• [Work to be completed]: Extract the lines up to and including the one that contains "string; value: string", starting with the first line of the entries below, and omit the pictures.

Dataset excerpt
--- Start ---

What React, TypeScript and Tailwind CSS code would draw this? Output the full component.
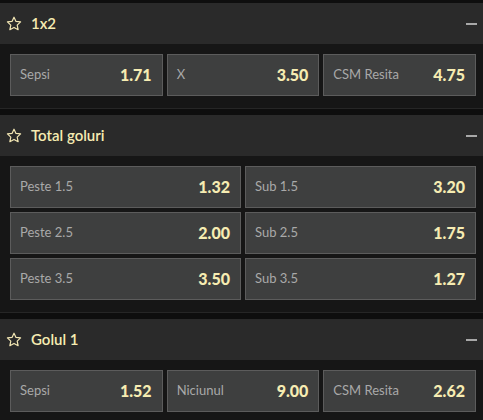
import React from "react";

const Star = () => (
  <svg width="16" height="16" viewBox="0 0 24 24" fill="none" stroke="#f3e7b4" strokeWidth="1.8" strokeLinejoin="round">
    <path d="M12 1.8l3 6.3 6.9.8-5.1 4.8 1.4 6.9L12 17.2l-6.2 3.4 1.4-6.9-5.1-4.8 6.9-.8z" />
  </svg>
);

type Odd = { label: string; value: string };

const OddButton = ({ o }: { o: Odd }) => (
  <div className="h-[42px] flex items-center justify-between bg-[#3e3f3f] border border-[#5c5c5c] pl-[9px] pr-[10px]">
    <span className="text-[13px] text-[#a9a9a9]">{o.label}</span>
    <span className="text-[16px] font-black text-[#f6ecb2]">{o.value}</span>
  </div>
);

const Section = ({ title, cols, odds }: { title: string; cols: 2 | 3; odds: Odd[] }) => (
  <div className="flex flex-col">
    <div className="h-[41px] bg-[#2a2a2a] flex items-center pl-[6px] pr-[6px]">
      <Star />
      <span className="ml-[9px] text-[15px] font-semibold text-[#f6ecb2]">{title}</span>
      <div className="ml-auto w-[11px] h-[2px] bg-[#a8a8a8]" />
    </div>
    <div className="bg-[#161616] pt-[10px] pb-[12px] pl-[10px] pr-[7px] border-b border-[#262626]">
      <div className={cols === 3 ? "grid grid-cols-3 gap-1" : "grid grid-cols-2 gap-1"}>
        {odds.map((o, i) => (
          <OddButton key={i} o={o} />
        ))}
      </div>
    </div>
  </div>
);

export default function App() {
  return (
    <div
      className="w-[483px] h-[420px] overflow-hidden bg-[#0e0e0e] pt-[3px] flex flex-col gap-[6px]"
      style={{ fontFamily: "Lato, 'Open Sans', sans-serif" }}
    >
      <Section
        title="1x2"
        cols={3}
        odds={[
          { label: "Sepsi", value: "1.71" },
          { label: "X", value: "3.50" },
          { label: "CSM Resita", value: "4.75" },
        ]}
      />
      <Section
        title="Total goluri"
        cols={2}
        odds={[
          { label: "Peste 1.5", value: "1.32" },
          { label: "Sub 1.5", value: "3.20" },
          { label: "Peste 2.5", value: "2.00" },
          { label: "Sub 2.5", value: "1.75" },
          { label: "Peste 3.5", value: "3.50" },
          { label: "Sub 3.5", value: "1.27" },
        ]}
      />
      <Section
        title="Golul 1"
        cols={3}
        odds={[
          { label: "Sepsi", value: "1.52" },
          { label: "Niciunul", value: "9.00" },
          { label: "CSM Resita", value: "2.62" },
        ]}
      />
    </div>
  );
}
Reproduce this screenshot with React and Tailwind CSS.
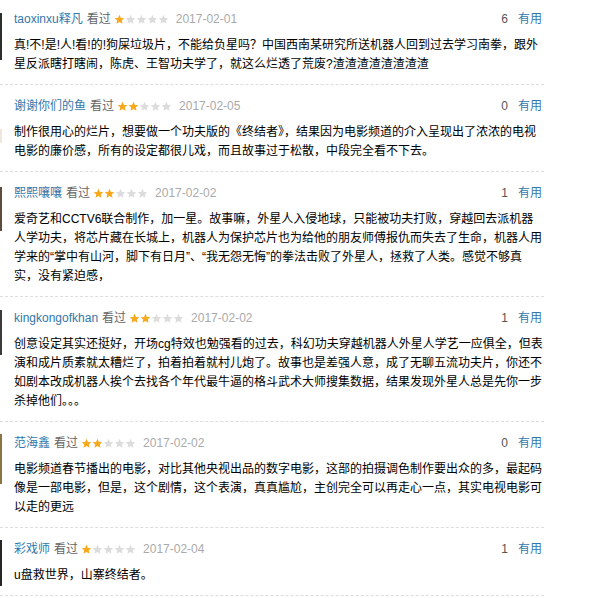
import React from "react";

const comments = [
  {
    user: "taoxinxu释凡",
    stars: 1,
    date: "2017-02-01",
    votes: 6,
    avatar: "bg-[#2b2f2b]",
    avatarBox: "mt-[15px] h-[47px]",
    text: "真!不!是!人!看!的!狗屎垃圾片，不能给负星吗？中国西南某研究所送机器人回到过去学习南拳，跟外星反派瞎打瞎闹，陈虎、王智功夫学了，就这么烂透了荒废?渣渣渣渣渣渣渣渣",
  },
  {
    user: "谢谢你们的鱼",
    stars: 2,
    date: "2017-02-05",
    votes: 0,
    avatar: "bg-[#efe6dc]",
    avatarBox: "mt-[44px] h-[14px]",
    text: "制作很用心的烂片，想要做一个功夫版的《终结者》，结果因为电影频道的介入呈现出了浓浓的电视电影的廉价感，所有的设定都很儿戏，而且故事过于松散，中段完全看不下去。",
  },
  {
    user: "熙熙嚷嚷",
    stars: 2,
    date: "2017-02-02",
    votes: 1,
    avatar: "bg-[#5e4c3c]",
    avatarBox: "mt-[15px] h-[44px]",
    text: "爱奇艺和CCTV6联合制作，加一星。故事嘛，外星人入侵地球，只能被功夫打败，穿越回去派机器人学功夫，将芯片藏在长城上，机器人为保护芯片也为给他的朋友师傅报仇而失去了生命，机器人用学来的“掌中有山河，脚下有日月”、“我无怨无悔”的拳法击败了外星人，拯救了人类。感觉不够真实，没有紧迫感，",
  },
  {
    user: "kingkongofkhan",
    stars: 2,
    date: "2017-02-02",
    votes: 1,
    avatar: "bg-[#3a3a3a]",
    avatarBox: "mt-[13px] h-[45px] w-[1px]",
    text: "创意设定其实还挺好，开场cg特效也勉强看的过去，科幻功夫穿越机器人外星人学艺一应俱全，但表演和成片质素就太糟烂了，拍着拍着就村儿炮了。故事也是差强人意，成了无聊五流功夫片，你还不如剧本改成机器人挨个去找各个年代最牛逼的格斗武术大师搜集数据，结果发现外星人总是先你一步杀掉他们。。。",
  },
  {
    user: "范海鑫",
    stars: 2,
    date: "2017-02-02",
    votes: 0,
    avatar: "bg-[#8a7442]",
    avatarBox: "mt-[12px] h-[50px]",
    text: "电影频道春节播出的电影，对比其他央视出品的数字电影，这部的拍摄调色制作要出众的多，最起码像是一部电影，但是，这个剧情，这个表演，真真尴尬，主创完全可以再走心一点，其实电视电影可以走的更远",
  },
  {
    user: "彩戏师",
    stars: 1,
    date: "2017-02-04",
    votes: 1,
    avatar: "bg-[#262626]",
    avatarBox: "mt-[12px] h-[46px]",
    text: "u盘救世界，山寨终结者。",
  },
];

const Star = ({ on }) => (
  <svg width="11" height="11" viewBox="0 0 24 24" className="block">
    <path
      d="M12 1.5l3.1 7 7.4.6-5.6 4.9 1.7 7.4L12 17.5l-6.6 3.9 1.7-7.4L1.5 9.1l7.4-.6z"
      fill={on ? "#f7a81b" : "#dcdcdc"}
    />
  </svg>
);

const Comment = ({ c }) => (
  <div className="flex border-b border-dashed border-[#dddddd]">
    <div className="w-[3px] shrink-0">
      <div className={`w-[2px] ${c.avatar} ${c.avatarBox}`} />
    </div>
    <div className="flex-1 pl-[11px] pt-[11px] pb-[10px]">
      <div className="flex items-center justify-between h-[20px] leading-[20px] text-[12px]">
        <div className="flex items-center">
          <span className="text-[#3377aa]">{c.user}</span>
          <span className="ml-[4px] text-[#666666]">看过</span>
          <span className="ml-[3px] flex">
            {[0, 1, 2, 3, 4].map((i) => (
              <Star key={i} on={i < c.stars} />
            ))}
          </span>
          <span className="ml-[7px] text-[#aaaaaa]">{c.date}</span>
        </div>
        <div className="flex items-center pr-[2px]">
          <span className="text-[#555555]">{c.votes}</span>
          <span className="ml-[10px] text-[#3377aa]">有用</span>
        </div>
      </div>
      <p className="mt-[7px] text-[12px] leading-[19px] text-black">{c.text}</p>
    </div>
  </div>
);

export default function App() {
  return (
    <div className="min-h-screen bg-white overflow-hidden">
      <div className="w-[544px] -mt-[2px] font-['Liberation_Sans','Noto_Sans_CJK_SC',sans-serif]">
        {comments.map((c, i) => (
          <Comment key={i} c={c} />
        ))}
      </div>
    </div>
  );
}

--- End ---

• [Solution below]:
What React, TypeScript and Tailwind CSS code would draw this? Output the full component.
import React from "react";

const Star = () => (
  <svg width="16" height="16" viewBox="0 0 24 24" fill="none" stroke="#f3e7b4" strokeWidth="1.8" strokeLinejoin="round">
    <path d="M12 1.8l3 6.3 6.9.8-5.1 4.8 1.4 6.9L12 17.2l-6.2 3.4 1.4-6.9-5.1-4.8 6.9-.8z" />
  </svg>
);

type Odd = { label: string; value: string };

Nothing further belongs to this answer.